**Exercise input**

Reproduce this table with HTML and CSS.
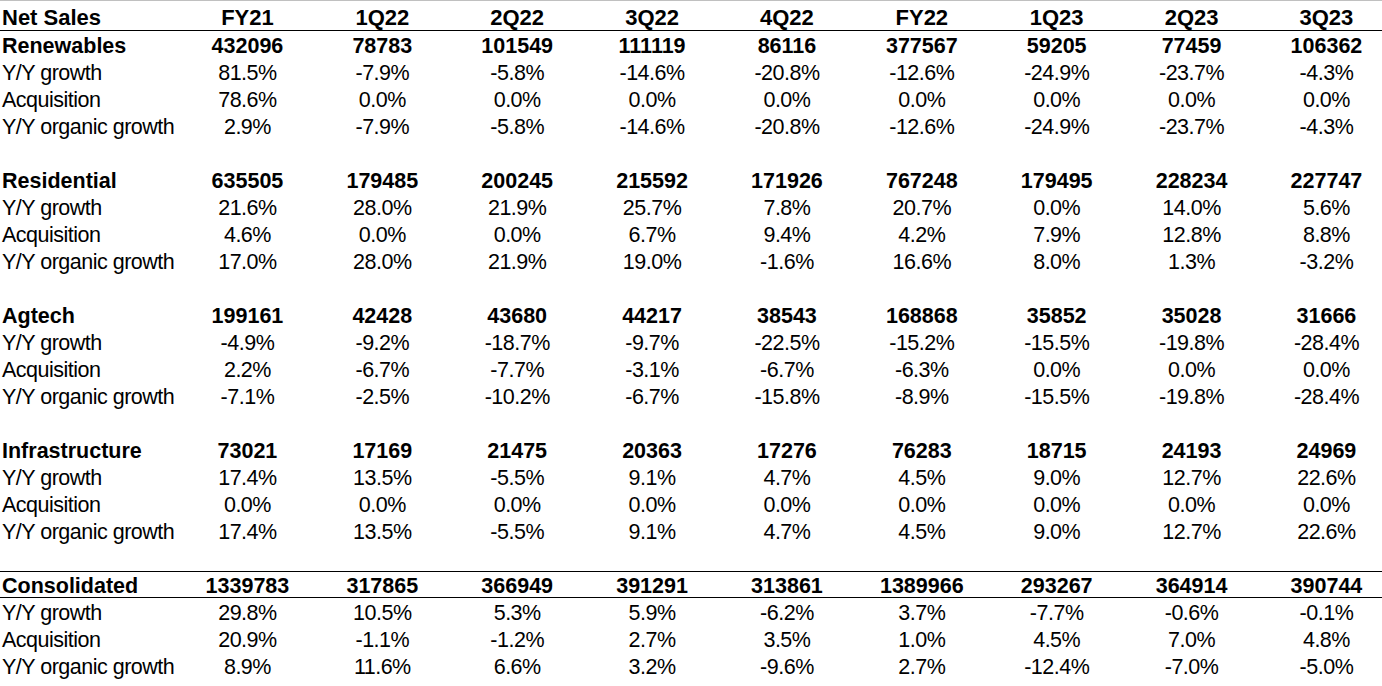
FILE: index.html
```html
<!DOCTYPE html>
<html>
<head>
<meta charset="utf-8">
<link rel="stylesheet" href="styles.css">
</head>
<body>
<div class="sheet">
  <div class="row head"><div class="label">Net Sales</div><div>FY21</div><div>1Q22</div><div>2Q22</div><div>3Q22</div><div>4Q22</div><div>FY22</div><div>1Q23</div><div>2Q23</div><div>3Q23</div></div>

  <div class="row seg"><div class="label">Renewables</div><div>432096</div><div>78783</div><div>101549</div><div>111119</div><div>86116</div><div>377567</div><div>59205</div><div>77459</div><div>106362</div></div>
  <div class="row"><div class="label">Y/Y growth</div><div>81.5%</div><div>-7.9%</div><div>-5.8%</div><div>-14.6%</div><div>-20.8%</div><div>-12.6%</div><div>-24.9%</div><div>-23.7%</div><div>-4.3%</div></div>
  <div class="row"><div class="label">Acquisition</div><div>78.6%</div><div>0.0%</div><div>0.0%</div><div>0.0%</div><div>0.0%</div><div>0.0%</div><div>0.0%</div><div>0.0%</div><div>0.0%</div></div>
  <div class="row"><div class="label">Y/Y organic growth</div><div>2.9%</div><div>-7.9%</div><div>-5.8%</div><div>-14.6%</div><div>-20.8%</div><div>-12.6%</div><div>-24.9%</div><div>-23.7%</div><div>-4.3%</div></div>
  <div class="row"></div>

  <div class="row seg"><div class="label">Residential</div><div>635505</div><div>179485</div><div>200245</div><div>215592</div><div>171926</div><div>767248</div><div>179495</div><div>228234</div><div>227747</div></div>
  <div class="row"><div class="label">Y/Y growth</div><div>21.6%</div><div>28.0%</div><div>21.9%</div><div>25.7%</div><div>7.8%</div><div>20.7%</div><div>0.0%</div><div>14.0%</div><div>5.6%</div></div>
  <div class="row"><div class="label">Acquisition</div><div>4.6%</div><div>0.0%</div><div>0.0%</div><div>6.7%</div><div>9.4%</div><div>4.2%</div><div>7.9%</div><div>12.8%</div><div>8.8%</div></div>
  <div class="row"><div class="label">Y/Y organic growth</div><div>17.0%</div><div>28.0%</div><div>21.9%</div><div>19.0%</div><div>-1.6%</div><div>16.6%</div><div>8.0%</div><div>1.3%</div><div>-3.2%</div></div>
  <div class="row"></div>

  <div class="row seg"><div class="label">Agtech</div><div>199161</div><div>42428</div><div>43680</div><div>44217</div><div>38543</div><div>168868</div><div>35852</div><div>35028</div><div>31666</div></div>
  <div class="row"><div class="label">Y/Y growth</div><div>-4.9%</div><div>-9.2%</div><div>-18.7%</div><div>-9.7%</div><div>-22.5%</div><div>-15.2%</div><div>-15.5%</div><div>-19.8%</div><div>-28.4%</div></div>
  <div class="row"><div class="label">Acquisition</div><div>2.2%</div><div>-6.7%</div><div>-7.7%</div><div>-3.1%</div><div>-6.7%</div><div>-6.3%</div><div>0.0%</div><div>0.0%</div><div>0.0%</div></div>
  <div class="row"><div class="label">Y/Y organic growth</div><div>-7.1%</div><div>-2.5%</div><div>-10.2%</div><div>-6.7%</div><div>-15.8%</div><div>-8.9%</div><div>-15.5%</div><div>-19.8%</div><div>-28.4%</div></div>
  <div class="row"></div>

  <div class="row seg"><div class="label">Infrastructure</div><div>73021</div><div>17169</div><div>21475</div><div>20363</div><div>17276</div><div>76283</div><div>18715</div><div>24193</div><div>24969</div></div>
  <div class="row"><div class="label">Y/Y growth</div><div>17.4%</div><div>13.5%</div><div>-5.5%</div><div>9.1%</div><div>4.7%</div><div>4.5%</div><div>9.0%</div><div>12.7%</div><div>22.6%</div></div>
  <div class="row"><div class="label">Acquisition</div><div>0.0%</div><div>0.0%</div><div>0.0%</div><div>0.0%</div><div>0.0%</div><div>0.0%</div><div>0.0%</div><div>0.0%</div><div>0.0%</div></div>
  <div class="row"><div class="label">Y/Y organic growth</div><div>17.4%</div><div>13.5%</div><div>-5.5%</div><div>9.1%</div><div>4.7%</div><div>4.5%</div><div>9.0%</div><div>12.7%</div><div>22.6%</div></div>
  <div class="row"></div>

  <div class="row seg total"><div class="label">Consolidated</div><div>1339783</div><div>317865</div><div>366949</div><div>391291</div><div>313861</div><div>1389966</div><div>293267</div><div>364914</div><div>390744</div></div>
  <div class="row"><div class="label">Y/Y growth</div><div>29.8%</div><div>10.5%</div><div>5.3%</div><div>5.9%</div><div>-6.2%</div><div>3.7%</div><div>-7.7%</div><div>-0.6%</div><div>-0.1%</div></div>
  <div class="row"><div class="label">Acquisition</div><div>20.9%</div><div>-1.1%</div><div>-1.2%</div><div>2.7%</div><div>3.5%</div><div>1.0%</div><div>4.5%</div><div>7.0%</div><div>4.8%</div></div>
  <div class="row"><div class="label">Y/Y organic growth</div><div>8.9%</div><div>11.6%</div><div>6.6%</div><div>3.2%</div><div>-9.6%</div><div>2.7%</div><div>-12.4%</div><div>-7.0%</div><div>-5.0%</div></div>
</div>
</body>
</html>
```
FILE: styles.css
```css
html, body {
  margin: 0;
  padding: 0;
  background: #ffffff;
}
body {
  width: 1382px;
  height: 686px;
  overflow: hidden;
}
.sheet {
  width: 1394px;
  font-family: "Liberation Sans", Arial, sans-serif;
  font-size: 21.5px;
  color: #000000;
}
.row {
  display: grid;
  grid-template-columns: 180px repeat(9, 134.875px);
  height: 27px;
  box-sizing: border-box;
  padding-top: 2px;
  line-height: 27px;
  letter-spacing: -0.5px;
  white-space: nowrap;
}
.row > div {
  text-align: center;
}
.row > .label {
  text-align: left;
  padding-left: 2px;
}
.head {
  height: 31px;
  border-top: 1px solid #c0c0c0;
  border-bottom: 1px solid #000000;
  padding-top: 3px;
  font-weight: bold;
  letter-spacing: 0;
  font-size: 22px;
}
.seg {
  font-weight: bold;
  letter-spacing: 0;
}
.total {
  border-top: 1px solid #000000;
  border-bottom: 1px solid #000000;
  padding-top: 1px;
}
```
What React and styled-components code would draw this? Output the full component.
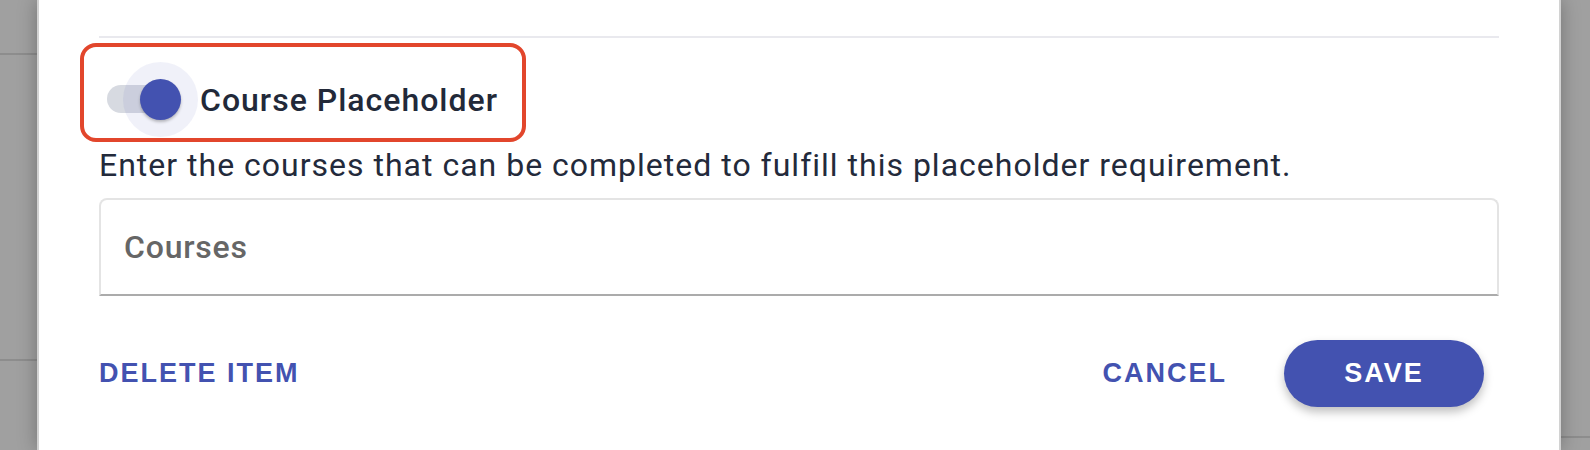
import React from 'react';
import styled, { createGlobalStyle } from 'styled-components';

const GlobalStyle = createGlobalStyle`
  body {
    margin: 0;
    background: #9f9f9f;
    font-family: Roboto, "Liberation Sans", sans-serif;
  }
`;

const Page = styled.div`
  display: flex;
  height: 450px;
  overflow: hidden;
`;

const Backdrop = styled.div`
  width: ${(p) => p.width}px;
  flex-shrink: 0;
  background: ${(p) =>
    p.lineAt.length
      ? p.lineAt
          .map(
            (y) =>
              `linear-gradient(to bottom, transparent ${y}px, #8d8d8d ${y}px, #8d8d8d ${y + 2}px, transparent ${y + 2}px)`
          )
          .join(', ') + ', #a0a0a0'
      : '#a0a0a0'};
`;

const Modal = styled.div`
  flex: 1;
  display: flex;
  flex-direction: column;
  background: #fff;
  border-left: 2px solid #d2d2d2;
  border-right: 2px solid #d2d2d2;
  box-shadow: 0 0 18px rgba(0, 0, 0, 0.28);
  padding: 36px 60px 0 60px;
  position: relative;
  z-index: 1;
`;

const Divider = styled.div`
  height: 2px;
  background: #e9e9ee;
`;

const Highlight = styled.div`
  align-self: flex-start;
  display: inline-flex;
  align-items: center;
  margin: 5px 0 0 -19px;
  padding: 15px 24px 1px 23px;
  border: 4px solid #e2462c;
  border-radius: 16px;
`;

const Switch = styled.div`
  position: relative;
  width: 91px;
  height: 75px;
`;

const Track = styled.div`
  position: absolute;
  left: 0;
  top: 23px;
  width: 68px;
  height: 28px;
  border-radius: 14px;
  background: #d7dae1;
`;

const Halo = styled.div`
  position: absolute;
  left: 16px;
  top: 0;
  width: 75px;
  height: 75px;
  border-radius: 50%;
  background: rgba(63, 81, 181, 0.08);
`;

const Thumb = styled.div`
  position: absolute;
  left: 33px;
  top: 17px;
  width: 41px;
  height: 41px;
  border-radius: 50%;
  background: #4352b0;
  box-shadow: 0 2px 3px rgba(0, 0, 0, 0.25);
`;

const SwitchLabel = styled.span`
  font-size: 32px;
  font-weight: 500;
  color: #222939;
  letter-spacing: 1px;
  margin-left: 2px;
  line-height: 40px;
`;

const Description = styled.p`
  margin: -1px 0 0;
  font-size: 32px;
  line-height: 48px;
  letter-spacing: 1px;
  color: #232a3b;
`;

const Field = styled.div`
  margin-top: 9px;
  height: 94px;
  display: flex;
  align-items: center;
  padding-left: 23px;
  border: 2px solid #e4e4e4;
  border-bottom: 2px solid #ababab;
  border-radius: 8px 8px 0 0;
`;

const FieldLabel = styled.span`
  font-size: 32px;
  font-weight: 500;
  letter-spacing: 0.8px;
  color: #666;
`;

const Actions = styled.div`
  margin-top: 44px;
  display: flex;
  align-items: center;
  padding-right: 15px;
`;

const TextButton = styled.button`
  border: none;
  background: none;
  padding: 0;
  margin-right: ${(p) => p.gap || 0}px;
  font-family: "Liberation Sans", Arial, sans-serif;
  font-weight: 700;
  font-size: 27px;
  letter-spacing: 2px;
  color: #4352b0;
  cursor: pointer;
`;

const Spacer = styled.div`
  flex: 1;
`;

const PrimaryButton = styled.button`
  width: 200px;
  height: 67px;
  border: none;
  border-radius: 34px;
  background: #4352b0;
  color: #fff;
  font-family: "Liberation Sans", Arial, sans-serif;
  font-weight: 700;
  font-size: 27px;
  letter-spacing: 2px;
  box-shadow: 0 5px 10px rgba(0, 0, 0, 0.25);
  cursor: pointer;
`;

export default function App() {
  return (
    <>
      <GlobalStyle />
      <Page>
        <Backdrop width={37} lineAt={[53, 359]} />
        <Modal>
          <Divider />
          <Highlight>
            <Switch>
              <Track />
              <Halo />
              <Thumb />
            </Switch>
            <SwitchLabel>Course Placeholder</SwitchLabel>
          </Highlight>
          <Description>
            Enter the courses that can be completed to fulfill this placeholder requirement.
          </Description>
          <Field>
            <FieldLabel>Courses</FieldLabel>
          </Field>
          <Actions>
            <TextButton>DELETE ITEM</TextButton>
            <Spacer />
            <TextButton gap={57}>CANCEL</TextButton>
            <PrimaryButton>SAVE</PrimaryButton>
          </Actions>
        </Modal>
        <Backdrop width={29} lineAt={[436]} />
      </Page>
    </>
  );
}
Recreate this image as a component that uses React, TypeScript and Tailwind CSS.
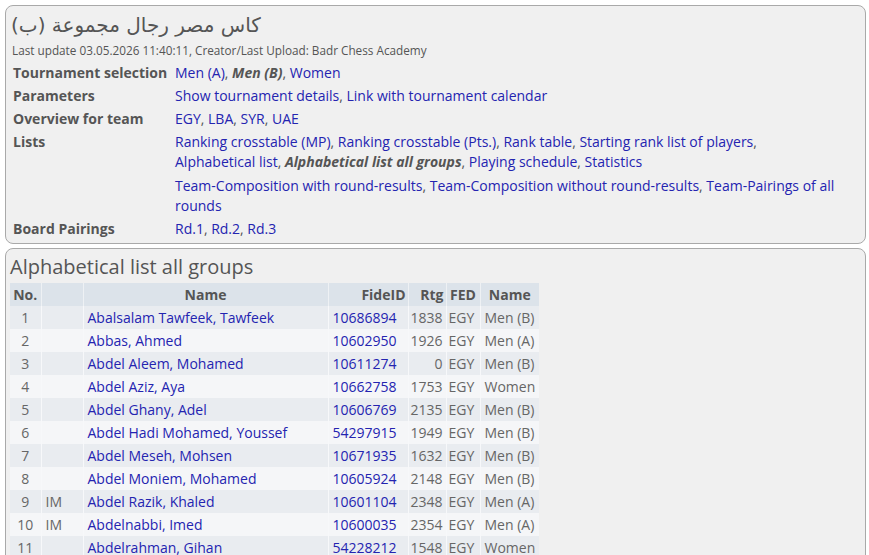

**To do**
How many of the lines above include the word "components"? Respond with the number alone.

**Output below**
2